__What the exercise asks__. Count how many lines of the material contain the string "this", then give that number and nothing more.
** Start **
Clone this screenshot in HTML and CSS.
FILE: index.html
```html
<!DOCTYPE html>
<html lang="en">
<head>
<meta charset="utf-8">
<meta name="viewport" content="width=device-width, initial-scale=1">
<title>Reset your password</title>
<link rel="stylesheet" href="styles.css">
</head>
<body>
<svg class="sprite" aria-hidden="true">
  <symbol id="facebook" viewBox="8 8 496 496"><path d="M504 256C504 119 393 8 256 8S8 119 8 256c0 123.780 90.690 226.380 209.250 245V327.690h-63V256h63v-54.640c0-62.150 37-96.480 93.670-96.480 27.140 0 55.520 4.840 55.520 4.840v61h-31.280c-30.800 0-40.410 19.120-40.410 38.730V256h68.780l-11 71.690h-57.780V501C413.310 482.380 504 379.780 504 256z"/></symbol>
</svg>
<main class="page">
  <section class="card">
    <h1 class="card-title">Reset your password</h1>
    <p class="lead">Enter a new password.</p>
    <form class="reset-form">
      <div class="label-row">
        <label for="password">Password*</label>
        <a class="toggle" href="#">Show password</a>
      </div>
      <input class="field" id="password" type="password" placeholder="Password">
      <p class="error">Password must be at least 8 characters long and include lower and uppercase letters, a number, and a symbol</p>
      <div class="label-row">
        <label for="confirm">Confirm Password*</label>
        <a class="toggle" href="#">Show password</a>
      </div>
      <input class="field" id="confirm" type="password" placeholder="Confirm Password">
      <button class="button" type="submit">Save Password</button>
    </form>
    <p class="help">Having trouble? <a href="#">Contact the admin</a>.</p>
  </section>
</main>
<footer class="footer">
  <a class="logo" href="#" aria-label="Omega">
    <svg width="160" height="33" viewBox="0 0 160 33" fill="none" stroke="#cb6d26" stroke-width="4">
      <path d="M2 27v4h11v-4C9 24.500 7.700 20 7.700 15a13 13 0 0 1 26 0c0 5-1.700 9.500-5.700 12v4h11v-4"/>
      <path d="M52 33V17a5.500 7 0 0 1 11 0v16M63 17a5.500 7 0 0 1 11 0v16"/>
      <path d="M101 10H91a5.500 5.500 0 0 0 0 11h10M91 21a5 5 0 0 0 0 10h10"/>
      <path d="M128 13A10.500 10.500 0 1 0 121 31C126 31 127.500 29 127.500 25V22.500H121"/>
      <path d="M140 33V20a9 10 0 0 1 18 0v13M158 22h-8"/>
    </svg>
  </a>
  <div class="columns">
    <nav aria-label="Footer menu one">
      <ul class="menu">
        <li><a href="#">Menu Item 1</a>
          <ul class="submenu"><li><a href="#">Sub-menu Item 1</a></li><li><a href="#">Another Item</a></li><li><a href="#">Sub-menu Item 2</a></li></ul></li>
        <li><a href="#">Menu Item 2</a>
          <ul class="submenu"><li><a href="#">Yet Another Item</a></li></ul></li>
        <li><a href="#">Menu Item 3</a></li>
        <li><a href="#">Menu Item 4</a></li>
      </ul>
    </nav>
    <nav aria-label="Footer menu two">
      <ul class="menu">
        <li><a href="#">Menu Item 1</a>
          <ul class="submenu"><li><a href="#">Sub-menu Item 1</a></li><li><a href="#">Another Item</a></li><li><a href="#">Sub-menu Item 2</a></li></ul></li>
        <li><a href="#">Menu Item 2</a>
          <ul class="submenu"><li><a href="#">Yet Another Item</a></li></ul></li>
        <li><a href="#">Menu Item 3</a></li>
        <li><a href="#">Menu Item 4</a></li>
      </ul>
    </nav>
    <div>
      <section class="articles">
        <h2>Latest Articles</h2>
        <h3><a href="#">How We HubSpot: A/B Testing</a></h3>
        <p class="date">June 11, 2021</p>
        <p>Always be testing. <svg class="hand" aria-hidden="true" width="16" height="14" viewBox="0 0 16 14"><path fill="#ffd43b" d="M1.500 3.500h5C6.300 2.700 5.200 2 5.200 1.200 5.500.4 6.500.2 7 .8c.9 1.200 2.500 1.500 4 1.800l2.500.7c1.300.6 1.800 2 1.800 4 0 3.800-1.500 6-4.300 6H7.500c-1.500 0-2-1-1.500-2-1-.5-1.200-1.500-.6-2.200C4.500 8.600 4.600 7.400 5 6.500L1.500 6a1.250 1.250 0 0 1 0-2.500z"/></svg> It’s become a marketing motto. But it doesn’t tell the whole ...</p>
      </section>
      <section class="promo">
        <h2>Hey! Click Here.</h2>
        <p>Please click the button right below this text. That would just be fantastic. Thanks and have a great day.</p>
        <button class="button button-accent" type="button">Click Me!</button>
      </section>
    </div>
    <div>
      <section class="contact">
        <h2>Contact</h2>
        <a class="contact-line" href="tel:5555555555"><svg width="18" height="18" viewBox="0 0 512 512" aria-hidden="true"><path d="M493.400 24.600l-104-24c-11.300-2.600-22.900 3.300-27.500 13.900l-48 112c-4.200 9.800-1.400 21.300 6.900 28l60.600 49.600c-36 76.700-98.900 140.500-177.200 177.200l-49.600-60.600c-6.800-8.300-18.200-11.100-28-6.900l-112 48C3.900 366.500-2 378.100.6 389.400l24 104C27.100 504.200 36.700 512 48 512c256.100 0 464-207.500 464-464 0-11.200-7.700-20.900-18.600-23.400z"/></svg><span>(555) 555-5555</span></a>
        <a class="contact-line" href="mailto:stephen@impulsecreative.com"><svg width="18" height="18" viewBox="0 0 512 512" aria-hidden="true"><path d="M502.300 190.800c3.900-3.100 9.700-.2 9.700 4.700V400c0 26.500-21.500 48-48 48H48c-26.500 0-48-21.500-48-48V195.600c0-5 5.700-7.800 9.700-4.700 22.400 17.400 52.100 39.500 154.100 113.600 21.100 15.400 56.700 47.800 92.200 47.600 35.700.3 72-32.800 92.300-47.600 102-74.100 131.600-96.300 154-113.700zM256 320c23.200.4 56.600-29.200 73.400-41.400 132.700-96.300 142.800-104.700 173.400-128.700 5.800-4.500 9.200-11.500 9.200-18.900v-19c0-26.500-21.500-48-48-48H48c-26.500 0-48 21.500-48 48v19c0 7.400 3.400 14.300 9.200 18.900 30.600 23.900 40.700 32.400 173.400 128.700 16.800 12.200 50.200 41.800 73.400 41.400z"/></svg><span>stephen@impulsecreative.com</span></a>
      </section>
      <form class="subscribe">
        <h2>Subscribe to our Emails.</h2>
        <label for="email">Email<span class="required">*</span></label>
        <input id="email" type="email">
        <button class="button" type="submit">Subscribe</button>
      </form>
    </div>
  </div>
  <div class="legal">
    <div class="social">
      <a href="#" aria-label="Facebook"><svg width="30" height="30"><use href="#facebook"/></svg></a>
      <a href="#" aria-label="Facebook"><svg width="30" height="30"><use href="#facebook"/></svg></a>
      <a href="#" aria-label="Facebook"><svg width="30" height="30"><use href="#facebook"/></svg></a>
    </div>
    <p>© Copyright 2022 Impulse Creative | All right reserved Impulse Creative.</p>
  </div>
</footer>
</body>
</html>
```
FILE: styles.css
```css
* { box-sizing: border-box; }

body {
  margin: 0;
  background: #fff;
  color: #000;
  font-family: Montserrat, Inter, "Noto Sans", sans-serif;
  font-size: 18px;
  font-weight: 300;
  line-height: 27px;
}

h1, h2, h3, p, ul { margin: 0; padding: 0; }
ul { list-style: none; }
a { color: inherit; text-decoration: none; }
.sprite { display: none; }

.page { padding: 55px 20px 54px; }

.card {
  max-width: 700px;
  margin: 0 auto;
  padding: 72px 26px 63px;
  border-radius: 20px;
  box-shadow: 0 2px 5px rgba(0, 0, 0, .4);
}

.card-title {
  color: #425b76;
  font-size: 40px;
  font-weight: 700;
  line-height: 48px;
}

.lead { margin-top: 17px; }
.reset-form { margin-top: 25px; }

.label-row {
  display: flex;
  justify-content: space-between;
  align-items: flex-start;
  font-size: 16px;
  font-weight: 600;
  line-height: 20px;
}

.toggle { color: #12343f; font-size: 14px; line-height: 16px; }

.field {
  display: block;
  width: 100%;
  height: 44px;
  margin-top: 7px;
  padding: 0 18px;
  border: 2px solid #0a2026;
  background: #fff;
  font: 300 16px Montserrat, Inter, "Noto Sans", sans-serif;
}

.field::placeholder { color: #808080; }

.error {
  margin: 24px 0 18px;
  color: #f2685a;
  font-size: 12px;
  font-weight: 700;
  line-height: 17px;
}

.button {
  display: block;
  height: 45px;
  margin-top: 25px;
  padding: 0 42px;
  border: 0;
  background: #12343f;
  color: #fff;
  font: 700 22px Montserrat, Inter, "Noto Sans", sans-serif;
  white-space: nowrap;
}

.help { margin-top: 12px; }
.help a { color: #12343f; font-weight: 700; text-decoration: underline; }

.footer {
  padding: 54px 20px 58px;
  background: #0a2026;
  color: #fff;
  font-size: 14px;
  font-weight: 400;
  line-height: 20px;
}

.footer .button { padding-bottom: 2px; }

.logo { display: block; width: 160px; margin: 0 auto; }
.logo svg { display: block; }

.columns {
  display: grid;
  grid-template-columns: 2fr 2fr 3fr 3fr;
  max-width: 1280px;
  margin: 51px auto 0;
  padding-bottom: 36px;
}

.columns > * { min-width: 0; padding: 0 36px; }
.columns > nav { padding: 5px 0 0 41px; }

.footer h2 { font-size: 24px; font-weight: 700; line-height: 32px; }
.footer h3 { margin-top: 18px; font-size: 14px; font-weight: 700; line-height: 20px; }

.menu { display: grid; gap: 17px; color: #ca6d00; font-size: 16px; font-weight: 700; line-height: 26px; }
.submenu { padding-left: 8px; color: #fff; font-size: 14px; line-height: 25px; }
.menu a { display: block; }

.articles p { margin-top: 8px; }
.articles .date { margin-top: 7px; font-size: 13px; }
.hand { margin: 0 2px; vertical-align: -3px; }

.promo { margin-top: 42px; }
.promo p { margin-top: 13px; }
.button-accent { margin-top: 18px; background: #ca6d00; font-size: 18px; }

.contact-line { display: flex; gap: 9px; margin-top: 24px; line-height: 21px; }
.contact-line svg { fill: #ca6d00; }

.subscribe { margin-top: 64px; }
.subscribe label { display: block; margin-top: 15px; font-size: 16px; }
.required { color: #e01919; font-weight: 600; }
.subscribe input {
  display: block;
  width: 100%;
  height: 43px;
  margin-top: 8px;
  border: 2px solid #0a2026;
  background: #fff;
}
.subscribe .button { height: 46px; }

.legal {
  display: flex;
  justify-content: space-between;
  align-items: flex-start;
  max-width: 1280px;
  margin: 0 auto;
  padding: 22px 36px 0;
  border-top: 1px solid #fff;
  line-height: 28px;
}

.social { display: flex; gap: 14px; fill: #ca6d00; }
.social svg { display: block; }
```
** End **
__Task solution__. 2